First, That there is such a property, may be proved from this, that the parts of the Air are some of them more condens'd, others more rarified, either by the differing heat, or differing pressure it sustains, or by the somewhat heterogeneous vapours interspers'd through it. For as the Air is more or less rarified, so does it more or less refract a ray of light (that comes out of a denser medium) from the perpendicular. This you may find true, if you make tryal of this Experiment.

Take a small Glass-bubble, made in the form of that in the second Figure of the 37. Scheme, and by heating the Glass very hot, and thereby very much rarifying the included Air, or, which is better, by rarifying a small quantity of water, included in it, into vapours, which will expel the most part, if not all the Air, and then sealing up the small neck of it, and letting it cool, you may find, if you place it in a convenient Instrument, that there will be a manifest difference, as to the refraction.

As if in this second Figure you suppose A to represent a small sight or hole, through which the eye looks upon an object, as C, through the Glass-bubble B, and the second sight L; all which remain exactly fixt in their several places, the object C being so cized and placed, that it may just seem to touch the upper and under edge of the hole L: and so all of it be seen through the small Glass-ball of rarified Air; then by breaking off the small seal'd neck of the Bubble (without at all stirring the sights, object, or glass) and admitting the external Air, you will find your self unable to see the utmost ends of the object; but the terminating rayes A E and A D (which were before refracted to G and F by the rarified Air) will proceed almost directly to I and H; which alteration of the rayes (seeing there is no other alteration made in the Organ by which the Experiment is tryed, save only the admission, or exclusion of the condens'd Air) must necessarily be caused by the variation of the medium contain'd in the Glass B; the greatest difficulty in the making of which Experiment, is from the uneven surfaces of the bubble, which will represent an uneven image of the object.

Now, that there is such a difference of the upper and under parts of the Air is clear enough evinc'd from the late improvement of the Torricellian Experiment, which has been tryed at the tops and feet of Mountains; and may be further illustrated, and inquired into, by a means, which some whiles since I thought of, and us'd, for the finding by what degrees the Air passes from such a degree of Density to such a degree of Rarity.
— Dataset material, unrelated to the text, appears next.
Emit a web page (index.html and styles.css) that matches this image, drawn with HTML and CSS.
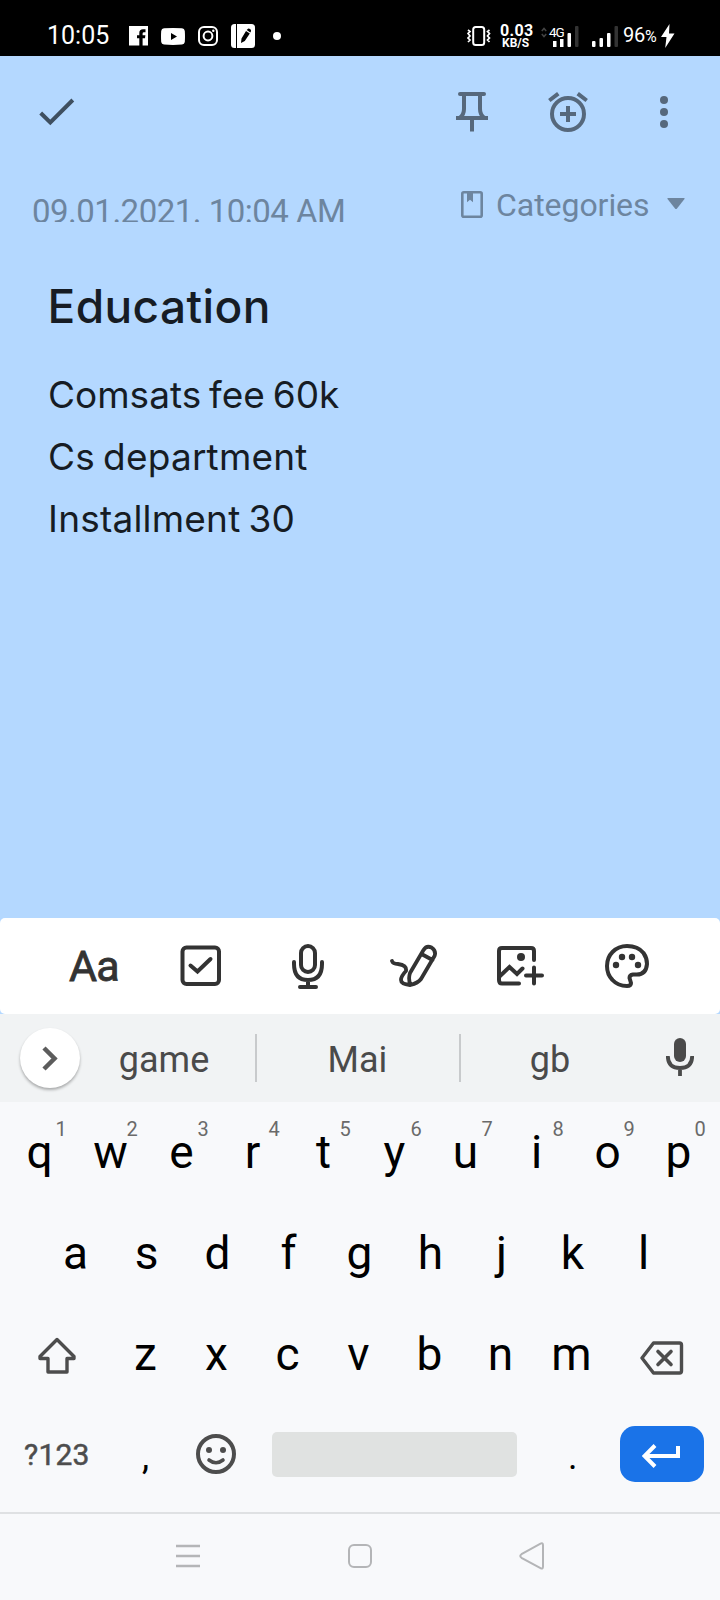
FILE: index.html
```html
<!DOCTYPE html>
<html lang="en">
<head>
<meta charset="utf-8">
<title>Note</title>
<link rel="stylesheet" href="styles.css">
</head>
<body>
<div class="screen">
  <div class="status">
    <span class="clock">10:05</span>
    <svg class="st-fb" width="20" height="20" viewBox="0 0 20 20"><path fill="#fff" d="M0 0H19V19.5H13.6V12.3H16L16.4 9.2H13.6V7.4Q13.6 6.2 15 6.2H16.5V3.3H14Q10.3 3.3 10.3 7V9.2H8V12.3H10.3V19.5H0Z"/></svg>
    <svg class="st-yt" width="24" height="17" viewBox="0 0 24 17"><path fill="#fff" fill-rule="evenodd" d="M3 .3Q12-.3 21 .3Q23.5.6 23.8 3Q24.2 8.500 23.800 14Q23.500 16.300 21 16.600Q12 17.200 3 16.600Q.500 16.300.2 14Q-.2 8.500.2 3Q.500.600 3 .3ZM10 5V12L16 8.500Z"/></svg>
    <svg class="st-ig" width="20" height="20" viewBox="0 0 20 20" fill="none" stroke="#fff" stroke-width="2"><rect x="1" y="1" width="18" height="18" rx="5"/><circle cx="10" cy="10" r="4.400"/><circle cx="15.300" cy="4.700" r="1.200" fill="#fff" stroke="none"/></svg>
    <svg class="st-note" width="24" height="24" viewBox="0 0 24 24"><rect width="24" height="24" rx="3.500" fill="#fff"/><path d="M5.500 0V24" stroke="#000" stroke-width="1"/><path d="M10 19L10.500 14.500L15 7L18.800 9.500L13.800 17ZM15.700 6L17 4.700Q18 4.300 19.400 5.200Q20.300 6 20 7.200L19.300 8.500Z"/></svg>
    <i class="st-dot"></i>
    <svg class="st-vib" width="24" height="20" viewBox="0 0 24 20" fill="none" stroke="#fff" stroke-width="2"><rect x="6.200" y="1" width="11" height="18" rx="2.500"/><path stroke-width="1.700" d="M1 4L3 5.500L1 7.500L3 10L1 12L3 14L1 16M22.500 4L20.500 5.500L22.500 7.500L20.500 10L22.500 12L20.500 14L22.500 16"/></svg>
    <div class="speed"><b class="speed-n">0.03</b><b class="speed-u">KB/S</b></div>
    <div class="mobile">
      <svg width="38" height="22" viewBox="0 0 38 22"><path d="M.8 5L3 2.500L5.200 5M.8 8L3 10.500L5.200 8" fill="none" stroke="#444" stroke-width="1.500"/><g fill="#fff"><rect x="12" y="15" width="3.500" height="6"/><rect x="19" y="13" width="3.500" height="8"/><rect x="26.500" y="7" width="3.500" height="14" rx="1"/></g><rect x="34" y="0" width="3.500" height="21" rx="1" fill="#333"/></svg>
      <span class="gen">4G</span>
    </div>
    <svg class="st-bars" width="26" height="21" viewBox="0 0 26 21"><g fill="#fff"><rect x="0" y="15" width="3.500" height="6" rx="1"/><rect x="7.500" y="12" width="3.500" height="9" rx="1"/><rect x="15" y="7" width="3.500" height="14" rx="1"/></g><rect x="22.500" y="0" width="3.500" height="21" rx="1" fill="#333"/></svg>
    <span class="batt">96<small>%</small></span>
    <svg class="st-bolt" width="14" height="24" viewBox="0 0 14 24"><path fill="#fff" d="M8.500 0L0 13H5.500L4.200 24L13.500 9.500H8Z"/></svg>
  </div>

  <div class="note">
    <div class="appbar">
      <svg class="ab-check" width="36" height="28" viewBox="0 0 36 28"><path d="M1.700 15L11.300 24.500L33.800 2" fill="none" stroke="#3e4f60" stroke-width="4"/></svg>
      <svg class="ab-pin" width="32" height="40" viewBox="0 0 32 40"><g fill="none" stroke="#56687c" stroke-width="4"><path d="M4 2H28" stroke-linecap="round"/><path d="M8 2V17Q8 23 3.500 26M24 2V17Q24 23 28.500 26"/><path d="M0 26H32M16 27V39.500"/></g></svg>
      <svg class="ab-alarm" width="40" height="40" viewBox="0 0 40 40" fill="none" stroke="#56687c" stroke-width="4"><circle cx="20" cy="22" r="16"/><path d="M20 14V30M12 22H28M1.300 8.500L10.300 1.700M29.700 1.700L38.700 8.500"/></svg>
      <svg class="ab-more" width="8" height="32" viewBox="0 0 8 32" fill="#56687c"><circle cx="4" cy="4" r="4"/><circle cx="4" cy="16" r="4"/><circle cx="4" cy="28" r="4"/></svg>
    </div>
    <div class="meta">
      <div class="date">09.01.2021. 10:04 AM</div>
      <svg class="m-book" width="22" height="27" viewBox="0 0 22 27"><rect x="1.300" y="1.300" width="19.400" height="24.400" rx="1.500" fill="none" stroke="#6d859f" stroke-width="2.600"/><path fill="#6d859f" d="M6 1H12V11.300L9 8.800L6 11.300Z"/></svg>
      <span class="cat">Categories</span>
      <svg class="m-caret" width="18" height="12" viewBox="0 0 18 12"><path fill="#6d859f" d="M1 0H17Q18 0 17.500 1L10 10.500Q9 11.500 8 10.500L.5 1Q0 0 1 0Z"/></svg>
    </div>
    <h1 class="title">Education</h1>
    <div class="line l1">Comsats fee 60k</div>
    <div class="line l2">Cs department</div>
    <div class="line l3">Installment 30</div>
  </div>

  <div class="tools">
    <span class="aa">Aa</span>
    <svg class="t-box" width="42" height="42" viewBox="0 0 42 42" fill="none" stroke="#333" stroke-width="4"><rect x="2.500" y="2.500" width="36.500" height="36.500" rx="4"/><path d="M10.500 20.500L17.500 26.500L30.500 14" stroke-linecap="round"/></svg>
    <svg class="t-mic" width="34" height="46" viewBox="0 0 34 46" fill="none" stroke="#333" stroke-width="4" stroke-linecap="round"><rect x="10" y="3" width="14" height="26" rx="7"/><path d="M3 19V21Q3 37 17 37Q31 37 31 21V19M17 37V42M9 44H25"/></svg>
    <svg class="t-draw" width="48" height="44" viewBox="0 0 48 44" fill="none" stroke="#333" stroke-width="3.800" stroke-linecap="round" stroke-linejoin="round"><path d="M2 17Q3 20 8 20Q17 21 16 27Q11 32 11 36Q11 40 20 41M33.500 6Q36.500 1 41.500 3.500Q46.500 7 44.500 12L31 35Q28 39 20.500 41Q18 35 20 29ZM31.500 10L42.500 16"/></svg>
    <svg class="t-img" width="48" height="42" viewBox="0 0 48 42" fill="none" stroke="#333" stroke-width="4" stroke-linecap="round"><path d="M38 15V6Q38 3 35 3H6Q3 3 3 6V35Q3 38.500 6 38.500H23M3.500 31.500L13.500 22L21 29L26.500 23.500M38 22.500V38.500M30 30.500H46"/><circle cx="25" cy="12" r="4" fill="#333" stroke="none"/></svg>
    <svg class="t-pal" width="44" height="44" viewBox="0 0 44 44"><path d="M22 2Q33 2 38.500 9Q42 14 42 20Q41 31 31 30.500H28Q24.500 31 24.500 34L26 39Q26 42 22 42Q13 42 7.500 36Q2 30.500 2 22Q2 13.500 7.500 8Q13.500 2 22 2Z" fill="none" stroke="#333" stroke-width="4" stroke-linejoin="round"/><g fill="#333"><circle cx="11" cy="21" r="3.200"/><circle cx="17" cy="13" r="3.200"/><circle cx="27" cy="13" r="3.200"/><circle cx="33" cy="21" r="3.200"/></g></svg>
  </div>

  <div class="suggest">
    <span class="round"><svg width="16" height="25" viewBox="0 0 16 25"><path d="M2 2L12.500 12.500L2 23" fill="none" stroke="#5c5c5c" stroke-width="4.500"/></svg></span>
    <span class="word">game</span><i class="sep"></i><span class="word">Mai</span><i class="sep"></i><span class="word">gb</span>
    <svg class="s-mic" width="28" height="38" viewBox="0 0 28 38"><rect x="8" y="0" width="12" height="24" rx="6" fill="#4a4a4a"/><path d="M1.800 18Q2 30 14 30Q26 30 26.200 18M14 30V38" fill="none" stroke="#4a4a4a" stroke-width="3.800"/></svg>
  </div>

  <div class="keyboard">
    <div class="row">
      <div class="key">q<sup>1</sup></div><div class="key">w<sup>2</sup></div><div class="key">e<sup>3</sup></div><div class="key">r<sup>4</sup></div><div class="key">t<sup>5</sup></div><div class="key">y<sup>6</sup></div><div class="key">u<sup>7</sup></div><div class="key">i<sup>8</sup></div><div class="key">o<sup>9</sup></div><div class="key">p<sup>0</sup></div>
    </div>
    <div class="row middle">
      <div class="key">a</div><div class="key">s</div><div class="key">d</div><div class="key">f</div><div class="key">g</div><div class="key">h</div><div class="key">j</div><div class="key">k</div><div class="key">l</div>
    </div>
    <div class="row lower">
      <div class="side"><svg width="40" height="38" viewBox="0 0 40 38"><path d="M20 2.500L37 19.500V21.500H30V35H11V21.500H3V19.500Z" fill="none" stroke="#4d4d4d" stroke-width="3.400" stroke-linejoin="round"/></svg></div>
      <div class="key">z</div><div class="key">x</div><div class="key">c</div><div class="key">v</div><div class="key">b</div><div class="key">n</div><div class="key">m</div>
      <div class="side back"><svg width="44" height="34" viewBox="0 0 44 34"><path d="M13.500 2H39.500Q41.500 2 41.500 4V30Q41.500 32 39.500 32H13.500L2 17Z" fill="none" stroke="#4d4d4d" stroke-width="3.400" stroke-linejoin="round"/><path d="M18 10.500L31 23.500M31 10.500L18 23.500" stroke="#4d4d4d" stroke-width="3.600" stroke-linecap="round"/></svg></div>
    </div>
    <div class="bottom">
      <span class="sym">?123</span>
      <span class="punct">,</span>
      <svg class="emoji" width="40" height="40" viewBox="0 0 40 40"><g fill="none" stroke="#4d4d4d"><circle cx="20" cy="20" r="18" stroke-width="4"/><path d="M13 26Q20 31.500 27 26" stroke-width="3.600" stroke-linecap="round"/></g><circle cx="13" cy="16" r="3" fill="#4d4d4d"/><circle cx="27" cy="16" r="3" fill="#4d4d4d"/></svg>
      <span class="space"></span>
      <span class="punct dot">.</span>
      <span class="enter"><svg width="39" height="24" viewBox="0 0 39 24"><path d="M36 2V12H3M13 1.500L2.500 12L13 22.500" fill="none" stroke="#fff" stroke-width="4"/></svg></span>
    </div>
  </div>

  <div class="nav">
    <svg width="24" height="24" viewBox="0 0 24 24" stroke="#b4b5b7" stroke-width="2.400"><path d="M0 2H24M0 12H24M0 22H24"/></svg>
    <svg width="24" height="24" viewBox="0 0 24 24"><rect x="1" y="1" width="22" height="22" rx="5" fill="none" stroke="#b4b5b7" stroke-width="2"/></svg>
    <svg width="26" height="28" viewBox="0 0 26 28"><path d="M21.500 1.600Q24 .6 24 3V24.500Q24 27.500 21.500 26.200L2.500 15.800Q0 14 2.500 12.200Z" fill="none" stroke="#b4b5b7" stroke-width="2"/></svg>
  </div>
</div>
</body>
</html>
```
FILE: styles.css
```css
* { box-sizing: border-box; }
body { margin: 0; font-family: Roboto, "Liberation Sans", sans-serif; }
svg { display: block; flex: none; }
.screen { width: 720px; height: 1600px; display: flex; flex-direction: column; background: #f8f9fb; overflow: hidden; }

/* status bar */
.status { height: 56px; background: #000; color: #fff; display: flex; align-items: flex-start; white-space: nowrap; }
.clock { width: 82px; margin: 21px 0 0 47px; font-size: 25px; line-height: 29px; }
.st-fb { margin-top: 26px; }
.st-yt { margin: 27.500px 0 0 12px; }
.st-ig { margin: 26px 0 0 13px; }
.st-note { margin: 24px 0 0 13px; }
.st-dot { width: 8px; height: 8px; border-radius: 50%; background: #fff; margin: 32px 0 0 18px; flex: none; }
.st-vib { margin: 26px 0 0 186px; }
.speed { width: 41px; margin: 23px 0 0 9px; display: flex; flex-direction: column; }
.speed-n { font: 700 16px/15px Roboto, sans-serif; letter-spacing: .3px; }
.speed-u { font: 700 12px/10px Roboto, sans-serif; padding-left: 2px; }
.mobile { width: 51px; margin-top: 26px; position: relative; }
.gen { position: absolute; left: 8px; top: 0; font-size: 13.500px; line-height: 13px; letter-spacing: -1px; }
.st-bars { margin-top: 26px; }
.batt { width: 38px; margin: 24px 0 0 5px; font-size: 20px; line-height: 22px; letter-spacing: -.3px; }
.batt small { font-size: 16px; }
.st-bolt { margin-top: 24px; }

/* note */
.note { height: 862px; background: #b4d8ff; }
.appbar { height: 112px; display: flex; align-items: center; }
.ab-check { margin-left: 39px; }
.ab-pin { margin-left: 381px; }
.ab-alarm { margin-left: 60px; }
.ab-more { margin-left: 72px; }
.meta { height: 54px; display: flex; align-items: flex-start; color: #6d859f; }
.date { width: 428px; height: 36px; margin: 18px 0 0 32px; overflow: hidden; font-size: 33px; line-height: 52px; white-space: nowrap; letter-spacing: -.5px; }
.m-book { margin: 23px 0 0 1px; }
.cat { width: 171px; margin: 17px 0 0 13px; font-size: 32px; line-height: 40px; letter-spacing: -.05px; }
.m-caret { margin-top: 30px; }
.title { margin: 54px 0 0 47.500px; font: 500 46px/60px Inter, sans-serif; color: #161c24; letter-spacing: .4px; }
.line { margin-left: 48px; font: 400 37px/62px Inter, sans-serif; color: #161c24; white-space: nowrap; letter-spacing: .2px; word-spacing: -2.500px; }
.l1 { margin-top: 28px; letter-spacing: 0; }

/* formatting tools */
.tools { height: 96px; background: #fff; border-radius: 5px; display: flex; align-items: center; color: #333; box-shadow: 0 0 0 6px #b4d8ff; }
.aa { width: 111px; margin-left: 69px; font-size: 43px; line-height: 50px; letter-spacing: -.8px; -webkit-text-stroke: .8px #333; }
.t-mic { margin-left: 69px; }
.t-draw { margin-left: 65px; }
.t-img { margin-left: 58px; }
.t-pal { margin-left: 61px; }

/* suggestions */
.suggest { height: 88px; background: #f1f3f4; display: grid; grid-template-columns: 74px 181px 2px 202px 2px 179px 80px; align-items: center; color: #4a4a4a; position: relative; }
.round { width: 60px; height: 60px; border-radius: 50%; background: #fff; margin-left: 20px; display: flex; align-items: center; justify-content: center; box-shadow: 0 2px 3px rgba(0,0,0,.3); }
.word { font-size: 36px; line-height: 42px; text-align: center; padding: 3px 1px 0 0; }
.sep { height: 48px; background: #c8cacc; }
.s-mic { justify-self: center; margin-bottom: 2px; }

/* keyboard */
.keyboard { height: 410px; color: #000; font-size: 46px; }
.row { height: 101px; display: flex; padding-left: 4px; }
.middle { padding-left: 40px; }
.key { width: 71px; flex: none; position: relative; line-height: 101px; text-align: center; }
.key sup { position: absolute; left: 51px; top: 17px; width: 12px; font-size: 20px; line-height: 20px; color: #6a6a6a; }
.side { width: 106px; display: flex; align-items: center; justify-content: center; padding-top: 3px; }
.back { width: 110px; padding-top: 7px; }
.bottom { height: 98px; display: flex; align-items: center; }
.sym { width: 113px; margin-left: 24px; padding-top: 2px; font-size: 30px; line-height: 40px; letter-spacing: .2px; color: #4d4d4d; -webkit-text-stroke: .5px #4d4d4d; }
.punct { width: 59px; font-size: 36px; line-height: 42px; padding: 6px 0 0 5px; }
.emoji { margin-right: 36px; }
.space { width: 245px; height: 45px; border-radius: 5px; background: #e0e2e1; }
.dot { width: 103px; padding-left: 51px; }
.enter { width: 84px; height: 56px; border-radius: 15px; background: #1a73e8; display: flex; align-items: center; justify-content: center; padding: 4px 2px 0 0; }

/* system navigation */
.nav { height: 88px; border-top: 2px solid #dfe1e3; display: flex; align-items: center; justify-content: space-between; padding: 0 175px 2px 176px; }
```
And another, for the finding what pressure was requisite to make it pass from such a degree of Rarefaction to a determinate Density: Which Experiments, because they may be useful to illustrate the present Inquiry, I shall briefly describe.

Fig. 1.I took then a small Glass-pipe A B, about the bigness of a Swans quill, and about four foot long, which was very equally drawn, so that, as far as I could perceive, no one part was bigger then another: This Tube (being open at both ends) I fitted into another small Tube D E, that had a small bore just big enough to contain the small Pipe, and this was seal'd up at one, and open at the other, end; about which open end I fastned a small wooden box C with cement, so that filling the bigger Tube, and part of the box, with Quicksilver, I could thrust the smaller Tube into it, till it were all covered with the Quicksilver: Having thus done, I fastned my bigger Tube against the side of a wall, that it might stand the steadier, and plunging the small Tube cleer under the Mercury in the box, I stopt the upper end of it very fast with cement, then lifting up the small Tube, I drew it up by a small pully, and a string that I had fastned to the top of the Room, and found the height of the Mercurial Cylinder to be about twenty nine inches.

Then letting down the Tube again, I opened the top, and then thrust down the small Tube, till I perceived the Quicksilver to rise within it to a mark that I had plac'd just an inch from the top; and immediately clapping on a small piece of cement that I had kept warm, I with a hot Iron seal'd up the top very fast, then letting it cool (that both the cement might grow hard, and more especially, that the Air might come to its temper, natural for the Day I try'd the Experiment in) I observ'd diligently, and found the included Air to be exactly an Inch.

Here you are to take notice, that after the Air is seal'd up, the top of the Tube is not to be elevated above the superficies of the Quicksilver in the box, till the surface of that within the Tube be equal to it, for the Quicksilver (as I have elsewhere prov'd) being more heterogeneous to the Glass then the Air, will not naturally rise up so high within the small Pipe, as the superficies of the Mercury in the box, and therefore you are to observe, how much below the outward superficies of the Mercury in the box, that of the same in the Tube does stand, when the top being open, free ingress is admitted to the outward Air.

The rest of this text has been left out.